begin RECORDED INFORMATION

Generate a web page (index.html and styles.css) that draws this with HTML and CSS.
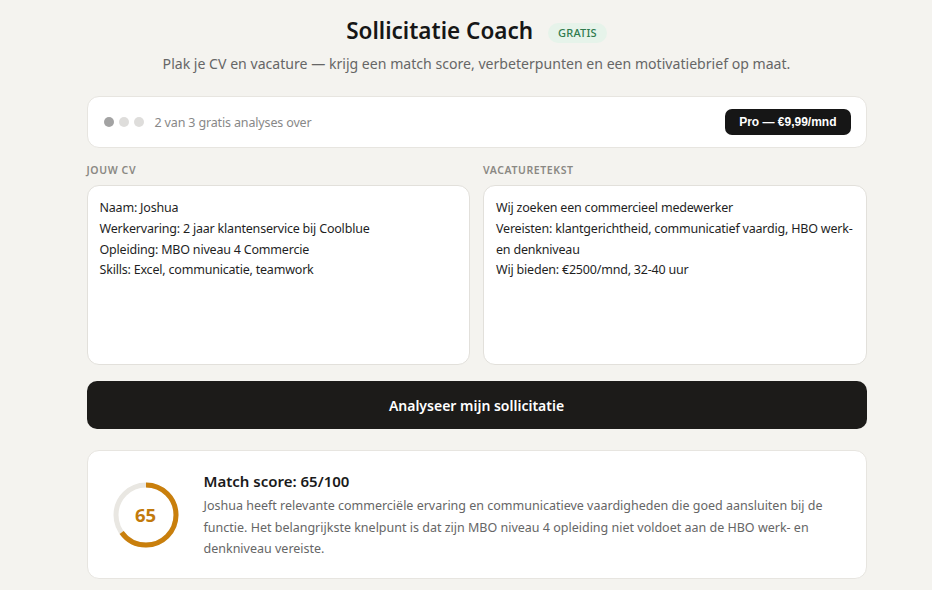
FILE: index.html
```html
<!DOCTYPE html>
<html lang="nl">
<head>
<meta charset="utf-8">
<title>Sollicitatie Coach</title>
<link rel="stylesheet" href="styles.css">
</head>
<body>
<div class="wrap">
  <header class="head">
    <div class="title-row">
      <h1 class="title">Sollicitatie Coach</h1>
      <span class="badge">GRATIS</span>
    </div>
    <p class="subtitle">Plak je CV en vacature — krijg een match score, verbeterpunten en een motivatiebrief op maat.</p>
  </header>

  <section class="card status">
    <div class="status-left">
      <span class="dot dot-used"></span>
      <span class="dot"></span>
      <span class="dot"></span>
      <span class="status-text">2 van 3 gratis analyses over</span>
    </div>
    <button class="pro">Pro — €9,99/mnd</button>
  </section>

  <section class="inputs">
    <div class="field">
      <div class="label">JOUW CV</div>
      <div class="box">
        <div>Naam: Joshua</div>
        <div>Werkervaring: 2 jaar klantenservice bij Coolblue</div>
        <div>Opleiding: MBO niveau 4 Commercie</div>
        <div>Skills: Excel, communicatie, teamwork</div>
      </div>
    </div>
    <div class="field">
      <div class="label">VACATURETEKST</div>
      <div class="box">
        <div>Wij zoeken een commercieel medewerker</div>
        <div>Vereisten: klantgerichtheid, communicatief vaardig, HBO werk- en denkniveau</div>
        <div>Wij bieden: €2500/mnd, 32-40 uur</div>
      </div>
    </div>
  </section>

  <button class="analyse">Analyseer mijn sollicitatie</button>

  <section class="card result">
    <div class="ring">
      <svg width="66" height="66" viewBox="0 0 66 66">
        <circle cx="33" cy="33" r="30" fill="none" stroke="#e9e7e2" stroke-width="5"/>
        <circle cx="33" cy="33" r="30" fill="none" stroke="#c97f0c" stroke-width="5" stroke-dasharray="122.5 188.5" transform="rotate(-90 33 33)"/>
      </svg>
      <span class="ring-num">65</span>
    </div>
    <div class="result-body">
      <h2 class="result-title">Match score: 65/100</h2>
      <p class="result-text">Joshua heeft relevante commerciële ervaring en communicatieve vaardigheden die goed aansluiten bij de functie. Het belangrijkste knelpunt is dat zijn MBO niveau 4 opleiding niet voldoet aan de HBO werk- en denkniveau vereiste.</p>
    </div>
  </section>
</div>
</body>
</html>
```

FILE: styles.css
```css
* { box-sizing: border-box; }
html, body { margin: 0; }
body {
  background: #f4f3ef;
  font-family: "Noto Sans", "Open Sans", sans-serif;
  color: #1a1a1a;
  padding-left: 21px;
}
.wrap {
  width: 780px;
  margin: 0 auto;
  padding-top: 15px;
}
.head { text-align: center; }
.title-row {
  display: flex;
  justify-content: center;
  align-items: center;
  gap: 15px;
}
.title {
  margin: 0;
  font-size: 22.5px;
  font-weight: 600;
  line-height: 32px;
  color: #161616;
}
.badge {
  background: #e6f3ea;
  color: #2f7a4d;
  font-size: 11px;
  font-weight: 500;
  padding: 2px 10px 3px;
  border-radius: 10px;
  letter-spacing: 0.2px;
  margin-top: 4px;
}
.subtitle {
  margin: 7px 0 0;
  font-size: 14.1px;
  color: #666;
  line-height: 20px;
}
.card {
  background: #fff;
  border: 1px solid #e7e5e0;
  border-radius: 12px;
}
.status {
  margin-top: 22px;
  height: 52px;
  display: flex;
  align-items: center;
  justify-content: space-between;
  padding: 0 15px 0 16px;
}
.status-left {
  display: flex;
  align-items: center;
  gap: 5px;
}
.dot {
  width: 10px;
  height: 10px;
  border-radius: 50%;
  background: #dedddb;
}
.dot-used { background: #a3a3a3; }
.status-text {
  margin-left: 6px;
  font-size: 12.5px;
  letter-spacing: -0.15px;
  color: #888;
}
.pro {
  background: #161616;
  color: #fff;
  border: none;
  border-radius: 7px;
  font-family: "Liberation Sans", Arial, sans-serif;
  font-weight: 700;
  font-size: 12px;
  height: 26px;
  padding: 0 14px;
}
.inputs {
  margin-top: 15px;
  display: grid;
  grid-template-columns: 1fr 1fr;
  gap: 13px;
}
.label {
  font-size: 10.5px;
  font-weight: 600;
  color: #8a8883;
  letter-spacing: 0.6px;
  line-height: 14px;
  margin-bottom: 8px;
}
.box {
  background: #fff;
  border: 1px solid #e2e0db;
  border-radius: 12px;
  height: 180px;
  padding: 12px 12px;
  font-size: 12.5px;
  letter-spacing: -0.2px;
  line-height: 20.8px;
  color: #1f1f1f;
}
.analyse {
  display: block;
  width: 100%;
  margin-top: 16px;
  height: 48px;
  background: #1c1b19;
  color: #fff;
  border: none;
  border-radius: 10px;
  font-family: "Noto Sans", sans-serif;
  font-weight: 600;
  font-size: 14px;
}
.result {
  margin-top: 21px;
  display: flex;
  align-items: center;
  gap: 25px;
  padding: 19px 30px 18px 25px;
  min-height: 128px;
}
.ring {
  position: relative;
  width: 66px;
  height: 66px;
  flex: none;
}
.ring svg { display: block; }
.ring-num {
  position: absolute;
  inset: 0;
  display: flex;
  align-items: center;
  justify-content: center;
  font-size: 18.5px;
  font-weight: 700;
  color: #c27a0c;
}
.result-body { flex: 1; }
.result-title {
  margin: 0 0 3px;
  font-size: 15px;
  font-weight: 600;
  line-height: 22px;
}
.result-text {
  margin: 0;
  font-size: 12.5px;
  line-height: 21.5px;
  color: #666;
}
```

end RECORDED INFORMATION

# REQUEST
Quote the data above in full and without alteration; skip the pictures.

# TASK RESULT
Generate a web page (index.html and styles.css) that draws this with HTML and CSS.
FILE: index.html
```html
<!DOCTYPE html>
<html lang="nl">
<head>
<meta charset="utf-8">
<title>Sollicitatie Coach</title>
<link rel="stylesheet" href="styles.css">
</head>
<body>
<div class="wrap">
  <header class="head">
    <div class="title-row">
      <h1 class="title">Sollicitatie Coach</h1>
      <span class="badge">GRATIS</span>
    </div>
    <p class="subtitle">Plak je CV en vacature — krijg een match score, verbeterpunten en een motivatiebrief op maat.</p>
  </header>

  <section class="card status">
    <div class="status-left">
      <span class="dot dot-used"></span>
      <span class="dot"></span>
      <span class="dot"></span>
      <span class="status-text">2 van 3 gratis analyses over</span>
    </div>
    <button class="pro">Pro — €9,99/mnd</button>
  </section>

  <section class="inputs">
    <div class="field">
      <div class="label">JOUW CV</div>
      <div class="box">
        <div>Naam: Joshua</div>
        <div>Werkervaring: 2 jaar klantenservice bij Coolblue</div>
        <div>Opleiding: MBO niveau 4 Commercie</div>
        <div>Skills: Excel, communicatie, teamwork</div>
      </div>
    </div>
    <div class="field">
      <div class="label">VACATURETEKST</div>
      <div class="box">
        <div>Wij zoeken een commercieel medewerker</div>
        <div>Vereisten: klantgerichtheid, communicatief vaardig, HBO werk- en denkniveau</div>
        <div>Wij bieden: €2500/mnd, 32-40 uur</div>
      </div>
    </div>
  </section>

  <button class="analyse">Analyseer mijn sollicitatie</button>

  <section class="card result">
    <div class="ring">
      <svg width="66" height="66" viewBox="0 0 66 66">
        <circle cx="33" cy="33" r="30" fill="none" stroke="#e9e7e2" stroke-width="5"/>
        <circle cx="33" cy="33" r="30" fill="none" stroke="#c97f0c" stroke-width="5" stroke-dasharray="122.5 188.5" transform="rotate(-90 33 33)"/>
      </svg>
      <span class="ring-num">65</span>
    </div>
    <div class="result-body">
      <h2 class="result-title">Match score: 65/100</h2>
      <p class="result-text">Joshua heeft relevante commerciële ervaring en communicatieve vaardigheden die goed aansluiten bij de functie. Het belangrijkste knelpunt is dat zijn MBO niveau 4 opleiding niet voldoet aan de HBO werk- en denkniveau vereiste.</p>
    </div>
  </section>
</div>
</body>
</html>
```

FILE: styles.css
```css
* { box-sizing: border-box; }
html, body { margin: 0; }
body {
  background: #f4f3ef;
  font-family: "Noto Sans", "Open Sans", sans-serif;
  color: #1a1a1a;
  padding-left: 21px;
}
.wrap {
  width: 780px;
  margin: 0 auto;
  padding-top: 15px;
}
.head { text-align: center; }
.title-row {
  display: flex;
  justify-content: center;
  align-items: center;
  gap: 15px;
}
.title {
  margin: 0;
  font-size: 22.5px;
  font-weight: 600;
  line-height: 32px;
  color: #161616;
}
.badge {
  background: #e6f3ea;
  color: #2f7a4d;
  font-size: 11px;
  font-weight: 500;
  padding: 2px 10px 3px;
  border-radius: 10px;
  letter-spacing: 0.2px;
  margin-top: 4px;
}
.subtitle {
  margin: 7px 0 0;
  font-size: 14.1px;
  color: #666;
  line-height: 20px;
}
.card {
  background: #fff;
  border: 1px solid #e7e5e0;
  border-radius: 12px;
}
.status {
  margin-top: 22px;
  height: 52px;
  display: flex;
  align-items: center;
  justify-content: space-between;
  padding: 0 15px 0 16px;
}
.status-left {
  display: flex;
  align-items: center;
  gap: 5px;
}
.dot {
  width: 10px;
  height: 10px;
  border-radius: 50%;
  background: #dedddb;
}
.dot-used { background: #a3a3a3; }
.status-text {
  margin-left: 6px;
  font-size: 12.5px;
  letter-spacing: -0.15px;
  color: #888;
}
.pro {
  background: #161616;
  color: #fff;
  border: none;
  border-radius: 7px;
  font-family: "Liberation Sans", Arial, sans-serif;
  font-weight: 700;
  font-size: 12px;
  height: 26px;
  padding: 0 14px;
}
.inputs {
  margin-top: 15px;
  display: grid;
  grid-template-columns: 1fr 1fr;
  gap: 13px;
}
.label {
  font-size: 10.5px;
  font-weight: 600;
  color: #8a8883;
  letter-spacing: 0.6px;
  line-height: 14px;
  margin-bottom: 8px;
}
.box {
  background: #fff;
  border: 1px solid #e2e0db;
  border-radius: 12px;
  height: 180px;
  padding: 12px 12px;
  font-size: 12.5px;
  letter-spacing: -0.2px;
  line-height: 20.8px;
  color: #1f1f1f;
}
.analyse {
  display: block;
  width: 100%;
  margin-top: 16px;
  height: 48px;
  background: #1c1b19;
  color: #fff;
  border: none;
  border-radius: 10px;
  font-family: "Noto Sans", sans-serif;
  font-weight: 600;
  font-size: 14px;
}
.result {
  margin-top: 21px;
  display: flex;
  align-items: center;
  gap: 25px;
  padding: 19px 30px 18px 25px;
  min-height: 128px;
}
.ring {
  position: relative;
  width: 66px;
  height: 66px;
  flex: none;
}
.ring svg { display: block; }
.ring-num {
  position: absolute;
  inset: 0;
  display: flex;
  align-items: center;
  justify-content: center;
  font-size: 18.5px;
  font-weight: 700;
  color: #c27a0c;
}
.result-body { flex: 1; }
.result-title {
  margin: 0 0 3px;
  font-size: 15px;
  font-weight: 600;
  line-height: 22px;
}
.result-text {
  margin: 0;
  font-size: 12.5px;
  line-height: 21.5px;
  color: #666;
}
```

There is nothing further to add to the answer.